Queridos jóvenes, no se puede vivir sin esperanza. La
experiencia muestra que cada cosa, y nuestra misma vida corren
riesgo, pueden derrumbarse por cualquier motivo interno o
externo a nosotros, en cualquier momento. Es normal: todo lo que
es humano, y por tanto la esperanza, no tiene fundamento en sí
mismo, sino que necesita una “roca” a la que anclarse. De ahí
que Pablo escriba que la esperanza humana, los cristianos están
llamados a fundarla en el “Dios vivo”. Sólo en Él se convierte
en segura y fiable. Es más, sólo Dios, que en Jesús nos ha
revelado la plenitud de su amor, puede ser nuestra firme
esperanza. En Él, nuestra esperanza, hemos sido de hecho
salvados (Cfr.Rm8,24).
Poned sin embargo atención: en momentos como este, dado el
contexto cultural y social en que vivimos, puede ser más fuerte
el riesgo de reducir la esperanza cristiana a una ideología, a
un eslogan de grupo, a un revestimiento exterior. ¡Nada más
contrario al mensaje de Jesús!
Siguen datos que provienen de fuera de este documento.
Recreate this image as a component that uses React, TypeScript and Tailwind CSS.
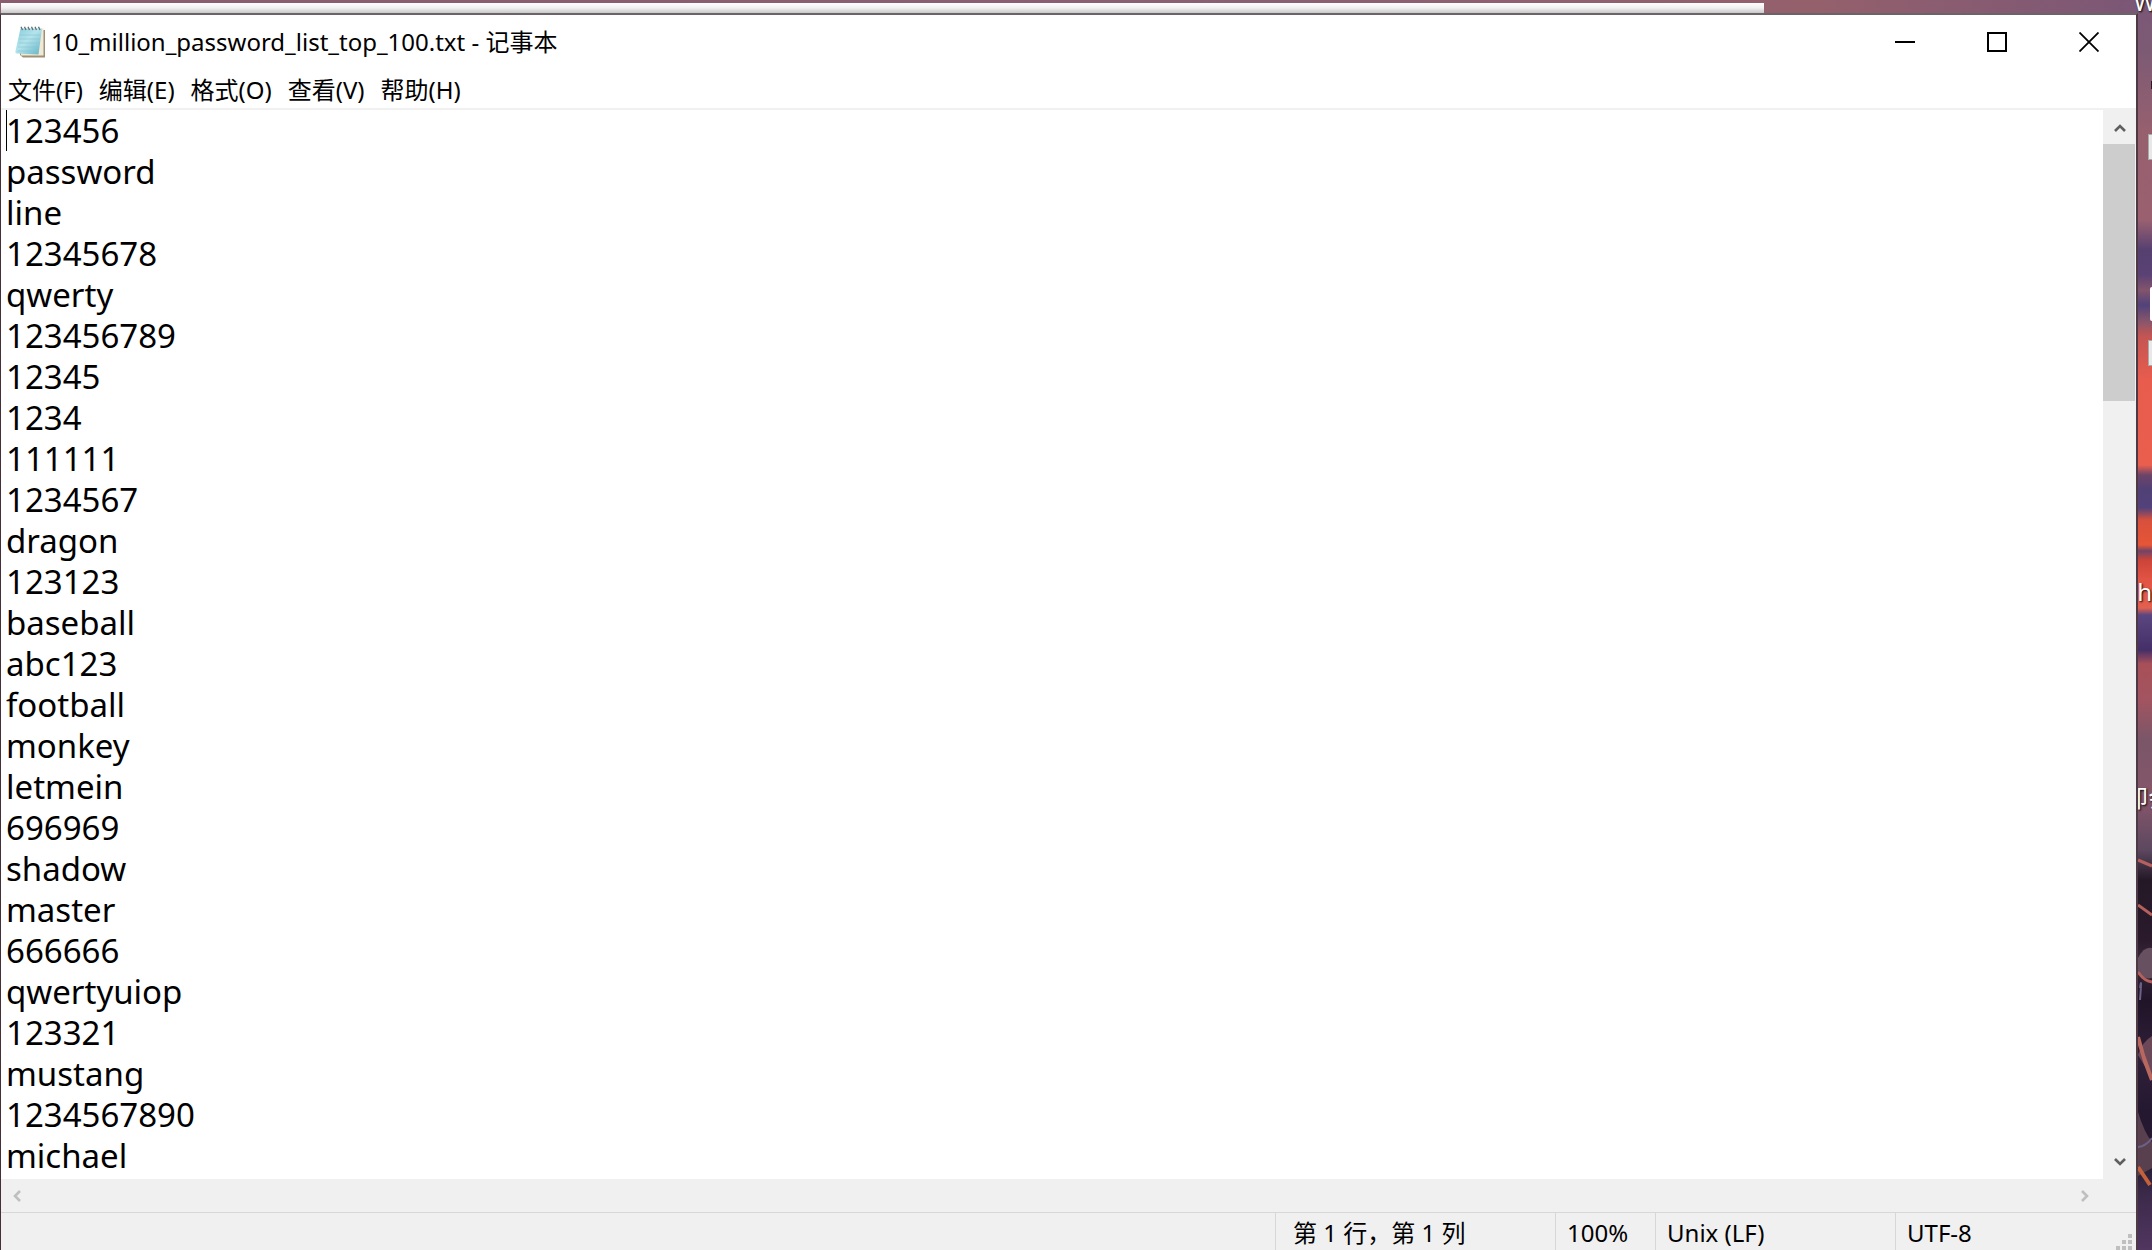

Él no quiere que sus discípulos
“reciten” una parte, quizás la de la esperanza. ¡Él quiere que
“sean” esperanza, y pueden serlo solo si permanecen unidos a Él!
Quiere que cada uno de vosotros, queridos jóvenes amigos, sea
una pequeña fuente de esperanza para su prójimo, y que todos
juntos seáis un oasis de esperanza para la sociedad dentro de la
cual estáis insertados. Ahora, esto es posible con una
condición: que viváis de Él y en Él, mediante la oración y los
Sacramentos, como os he escrito en el Mensaje de este año. Si
las palabras de Cristo permanecen en nosotros, podremos llevar
alta la llama de ese amor que Él ha encendido en la tierra;
podemos llevar alta la llama de la fe y de la esperanza, con la
que avanzamos hacia Él, mientras esperamos su vuelta gloriosa al
final de los tiempos. Es la llama que el Papa Juan Pablo II nos
ha dejado en herencia. Me la ha entregado a mi, como sucesor
suyo; y yo esta tarde la entrego idealmente, una vez más, de un
modo especial a vosotros, jóvenes de Roma, para que sigáis
siendo centinelas de la mañana, vigilantes y gozosos en este
alba del tercer milenio. ¡Responded generosamente al llamamiento
de Cristo! En particular, durante el Año Sacerdotal que
comenzará el 19 de junio próximo, haceos prontamente
disponibles, si Je´sus os llama, a seguirlo en el camio del
sacerdocio y de la vida consagrada.
“Éste es el momento favorable, este es el día de la salvación”.
Junto al Evangelio, la liturgia nos ha exhortado a renovar ahora
-y cada instante es “momento favorable” - nuestra decidida
voluntad de seguir a Cristo, seguros de que Él es nuestra
salvación. Éste, en el fondo, es el mensaje que nos repite esta
tarde Juan Pablo II. Mientras confiamos su alma elegida a la
materna intercesión de la Virgen María, a la que siempre amó
tiernamente, esperemos vivamente que desde el cielo no cese de
acompañarnos y de interceder por nosotros. Nos ayude a cada uno
de nosotros a vivir, como él hizo, repitiendo día tras día a
Dios, por medio de María con plena confianza: Totus tuus. ¡Amen!